■ Input for this task ■
+ + + +

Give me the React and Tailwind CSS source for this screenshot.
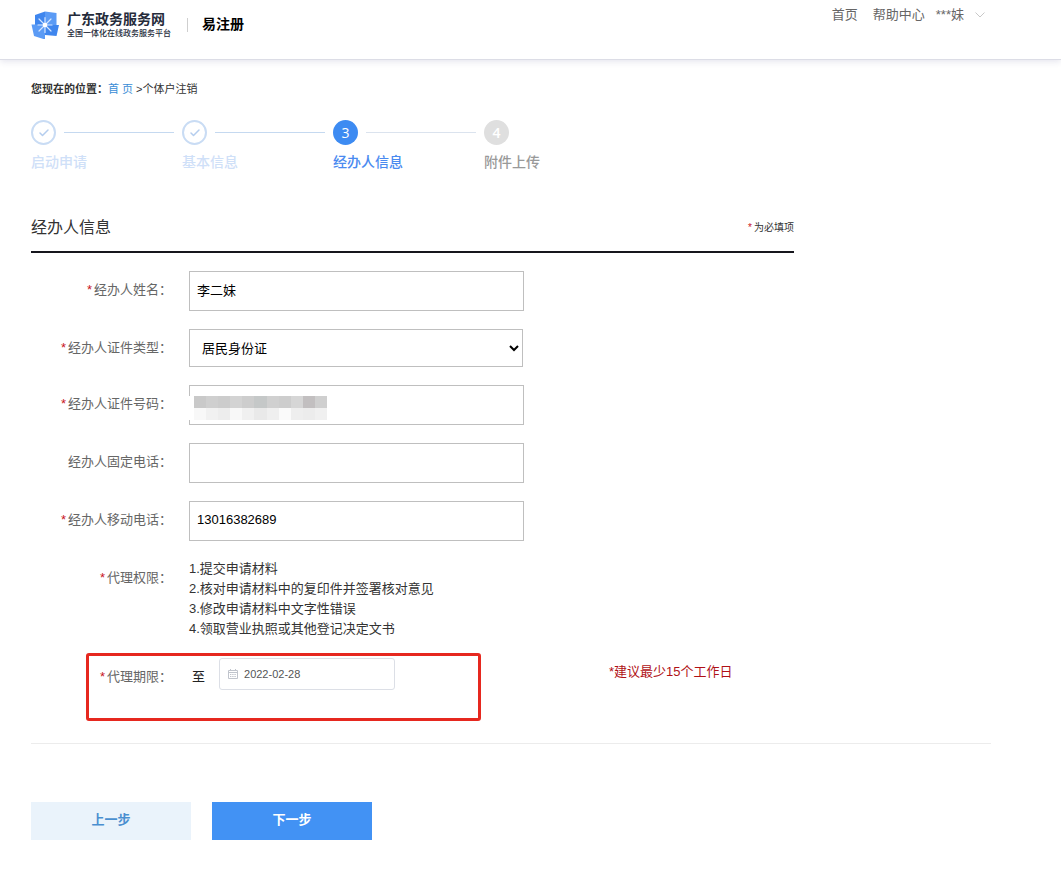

+ + + +

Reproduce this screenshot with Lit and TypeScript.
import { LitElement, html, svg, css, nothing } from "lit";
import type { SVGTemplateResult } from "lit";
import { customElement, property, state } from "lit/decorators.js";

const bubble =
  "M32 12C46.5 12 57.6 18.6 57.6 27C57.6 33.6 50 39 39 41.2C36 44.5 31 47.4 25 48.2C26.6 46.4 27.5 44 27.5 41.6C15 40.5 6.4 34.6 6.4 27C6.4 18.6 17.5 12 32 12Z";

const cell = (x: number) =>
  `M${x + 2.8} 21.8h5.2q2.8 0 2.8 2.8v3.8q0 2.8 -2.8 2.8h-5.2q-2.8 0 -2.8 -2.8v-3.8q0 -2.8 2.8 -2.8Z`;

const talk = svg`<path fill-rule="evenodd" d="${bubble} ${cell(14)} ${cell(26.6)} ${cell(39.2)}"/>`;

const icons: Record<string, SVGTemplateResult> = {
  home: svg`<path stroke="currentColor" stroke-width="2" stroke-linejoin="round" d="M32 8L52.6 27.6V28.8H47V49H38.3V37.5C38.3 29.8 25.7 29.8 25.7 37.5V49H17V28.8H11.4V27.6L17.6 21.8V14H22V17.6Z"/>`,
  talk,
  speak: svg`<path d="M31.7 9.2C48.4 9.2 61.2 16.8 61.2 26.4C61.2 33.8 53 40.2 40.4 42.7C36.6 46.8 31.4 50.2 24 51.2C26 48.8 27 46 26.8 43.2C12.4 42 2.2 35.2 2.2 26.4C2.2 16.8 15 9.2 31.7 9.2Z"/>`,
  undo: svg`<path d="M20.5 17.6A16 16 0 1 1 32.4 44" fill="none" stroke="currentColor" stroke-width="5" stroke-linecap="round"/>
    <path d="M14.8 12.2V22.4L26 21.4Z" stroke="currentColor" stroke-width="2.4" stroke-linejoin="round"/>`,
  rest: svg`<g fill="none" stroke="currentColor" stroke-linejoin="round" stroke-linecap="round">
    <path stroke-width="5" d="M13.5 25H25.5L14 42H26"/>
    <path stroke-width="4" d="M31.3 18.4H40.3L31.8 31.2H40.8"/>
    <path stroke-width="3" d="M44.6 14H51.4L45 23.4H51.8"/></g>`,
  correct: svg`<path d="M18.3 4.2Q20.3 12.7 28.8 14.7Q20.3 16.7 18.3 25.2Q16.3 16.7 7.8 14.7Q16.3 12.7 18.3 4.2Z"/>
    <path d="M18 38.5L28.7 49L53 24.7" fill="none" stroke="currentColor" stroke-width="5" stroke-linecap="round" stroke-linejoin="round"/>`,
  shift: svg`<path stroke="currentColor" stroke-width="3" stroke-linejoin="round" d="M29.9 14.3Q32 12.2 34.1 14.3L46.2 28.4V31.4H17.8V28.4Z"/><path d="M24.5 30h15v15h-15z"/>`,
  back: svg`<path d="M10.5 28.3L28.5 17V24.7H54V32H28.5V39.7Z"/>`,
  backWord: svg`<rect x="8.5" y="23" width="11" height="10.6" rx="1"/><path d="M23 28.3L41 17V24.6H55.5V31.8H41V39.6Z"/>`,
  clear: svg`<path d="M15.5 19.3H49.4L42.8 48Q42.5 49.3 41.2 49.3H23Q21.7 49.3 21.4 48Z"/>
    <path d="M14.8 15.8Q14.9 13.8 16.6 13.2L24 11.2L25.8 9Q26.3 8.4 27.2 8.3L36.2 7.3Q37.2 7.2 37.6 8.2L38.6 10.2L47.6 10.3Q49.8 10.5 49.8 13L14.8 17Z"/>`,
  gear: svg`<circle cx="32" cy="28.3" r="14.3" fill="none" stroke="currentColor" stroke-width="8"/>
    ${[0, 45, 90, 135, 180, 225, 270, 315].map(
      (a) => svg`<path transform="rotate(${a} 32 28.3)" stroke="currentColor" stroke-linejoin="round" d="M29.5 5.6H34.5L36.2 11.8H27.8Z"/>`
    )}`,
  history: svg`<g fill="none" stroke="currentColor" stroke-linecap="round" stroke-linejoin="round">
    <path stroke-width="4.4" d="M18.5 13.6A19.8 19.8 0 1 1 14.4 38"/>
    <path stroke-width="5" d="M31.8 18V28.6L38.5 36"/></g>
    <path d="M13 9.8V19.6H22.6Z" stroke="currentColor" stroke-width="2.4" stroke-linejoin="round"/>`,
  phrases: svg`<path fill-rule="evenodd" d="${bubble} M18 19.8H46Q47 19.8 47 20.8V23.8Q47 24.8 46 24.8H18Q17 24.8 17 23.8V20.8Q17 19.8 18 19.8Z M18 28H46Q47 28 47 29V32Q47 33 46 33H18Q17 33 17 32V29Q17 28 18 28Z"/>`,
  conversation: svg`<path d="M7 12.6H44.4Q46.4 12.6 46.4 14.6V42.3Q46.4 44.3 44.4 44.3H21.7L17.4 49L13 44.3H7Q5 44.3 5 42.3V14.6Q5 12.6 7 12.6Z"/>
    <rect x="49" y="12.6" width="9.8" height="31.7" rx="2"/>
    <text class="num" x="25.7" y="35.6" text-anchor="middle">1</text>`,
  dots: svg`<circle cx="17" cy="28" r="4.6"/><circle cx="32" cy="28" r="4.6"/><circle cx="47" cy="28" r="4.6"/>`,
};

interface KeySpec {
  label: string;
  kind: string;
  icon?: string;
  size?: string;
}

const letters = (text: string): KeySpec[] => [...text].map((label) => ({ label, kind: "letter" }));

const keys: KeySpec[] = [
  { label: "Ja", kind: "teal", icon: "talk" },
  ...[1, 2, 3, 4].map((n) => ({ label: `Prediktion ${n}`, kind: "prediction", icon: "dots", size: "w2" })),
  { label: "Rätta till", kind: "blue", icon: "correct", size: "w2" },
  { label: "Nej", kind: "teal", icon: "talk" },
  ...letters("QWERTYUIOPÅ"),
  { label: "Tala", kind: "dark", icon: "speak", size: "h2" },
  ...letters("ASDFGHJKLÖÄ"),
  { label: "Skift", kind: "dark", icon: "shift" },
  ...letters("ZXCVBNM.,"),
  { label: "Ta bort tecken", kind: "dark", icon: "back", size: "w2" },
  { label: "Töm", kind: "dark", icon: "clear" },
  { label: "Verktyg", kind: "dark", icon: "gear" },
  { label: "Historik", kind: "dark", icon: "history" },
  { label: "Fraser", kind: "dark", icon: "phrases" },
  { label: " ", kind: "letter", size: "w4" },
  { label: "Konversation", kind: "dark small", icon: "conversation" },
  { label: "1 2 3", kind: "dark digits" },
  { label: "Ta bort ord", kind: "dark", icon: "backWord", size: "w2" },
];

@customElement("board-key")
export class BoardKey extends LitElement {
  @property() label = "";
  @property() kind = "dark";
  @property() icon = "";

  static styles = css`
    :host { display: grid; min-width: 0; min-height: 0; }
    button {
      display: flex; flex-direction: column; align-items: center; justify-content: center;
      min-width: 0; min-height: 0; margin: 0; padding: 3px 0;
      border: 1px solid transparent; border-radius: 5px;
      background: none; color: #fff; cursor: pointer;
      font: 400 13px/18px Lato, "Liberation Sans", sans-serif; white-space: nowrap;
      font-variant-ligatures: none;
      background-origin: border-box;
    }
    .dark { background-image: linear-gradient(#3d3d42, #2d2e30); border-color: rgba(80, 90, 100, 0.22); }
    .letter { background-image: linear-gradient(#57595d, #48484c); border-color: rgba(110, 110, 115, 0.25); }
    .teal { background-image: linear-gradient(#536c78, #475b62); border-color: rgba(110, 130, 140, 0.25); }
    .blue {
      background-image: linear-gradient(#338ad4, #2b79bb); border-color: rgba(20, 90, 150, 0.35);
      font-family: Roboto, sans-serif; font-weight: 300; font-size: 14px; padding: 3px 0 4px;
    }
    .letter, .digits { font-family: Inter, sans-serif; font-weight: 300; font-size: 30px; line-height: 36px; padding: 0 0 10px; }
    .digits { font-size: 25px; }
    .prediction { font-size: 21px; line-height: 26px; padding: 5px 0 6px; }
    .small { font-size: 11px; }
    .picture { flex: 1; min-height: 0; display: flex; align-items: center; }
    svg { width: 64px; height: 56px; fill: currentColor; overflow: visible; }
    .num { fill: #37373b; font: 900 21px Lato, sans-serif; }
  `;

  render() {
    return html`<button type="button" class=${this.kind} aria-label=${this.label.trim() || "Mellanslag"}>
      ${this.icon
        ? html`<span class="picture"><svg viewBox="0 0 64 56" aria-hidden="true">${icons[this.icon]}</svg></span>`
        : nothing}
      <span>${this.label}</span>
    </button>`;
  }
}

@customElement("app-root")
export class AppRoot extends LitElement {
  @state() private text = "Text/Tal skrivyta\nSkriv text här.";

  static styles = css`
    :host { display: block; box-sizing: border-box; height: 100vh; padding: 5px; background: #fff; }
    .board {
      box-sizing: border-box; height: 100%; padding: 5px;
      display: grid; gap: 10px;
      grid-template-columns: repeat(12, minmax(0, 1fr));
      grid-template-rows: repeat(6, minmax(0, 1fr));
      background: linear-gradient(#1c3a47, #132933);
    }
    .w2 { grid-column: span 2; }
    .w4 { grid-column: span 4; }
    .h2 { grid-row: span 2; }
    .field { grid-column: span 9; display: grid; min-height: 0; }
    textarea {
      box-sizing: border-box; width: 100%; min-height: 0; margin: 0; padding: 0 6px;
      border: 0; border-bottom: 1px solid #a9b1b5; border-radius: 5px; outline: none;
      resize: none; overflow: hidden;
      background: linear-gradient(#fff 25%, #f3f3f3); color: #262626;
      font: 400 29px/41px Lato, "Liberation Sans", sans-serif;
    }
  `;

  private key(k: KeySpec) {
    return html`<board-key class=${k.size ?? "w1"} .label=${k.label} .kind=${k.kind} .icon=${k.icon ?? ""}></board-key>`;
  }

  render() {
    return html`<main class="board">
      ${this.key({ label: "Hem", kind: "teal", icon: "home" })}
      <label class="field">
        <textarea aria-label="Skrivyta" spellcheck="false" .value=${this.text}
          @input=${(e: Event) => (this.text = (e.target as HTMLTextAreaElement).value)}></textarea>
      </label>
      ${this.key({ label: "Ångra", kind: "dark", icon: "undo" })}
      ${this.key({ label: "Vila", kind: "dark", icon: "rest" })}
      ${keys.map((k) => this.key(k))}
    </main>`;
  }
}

+ + + +

■ Instructions to follow ■
Start at the line with "Reproduce this screenshot" and stop after the line with "customElement, property, state". Repeat exactly the lines in that range.

■ Answer below ■
Reproduce this screenshot with Lit and TypeScript.
import { LitElement, html, svg, css, nothing } from "lit";
import type { SVGTemplateResult } from "lit";
import { customElement, property, state } from "lit/decorators.js";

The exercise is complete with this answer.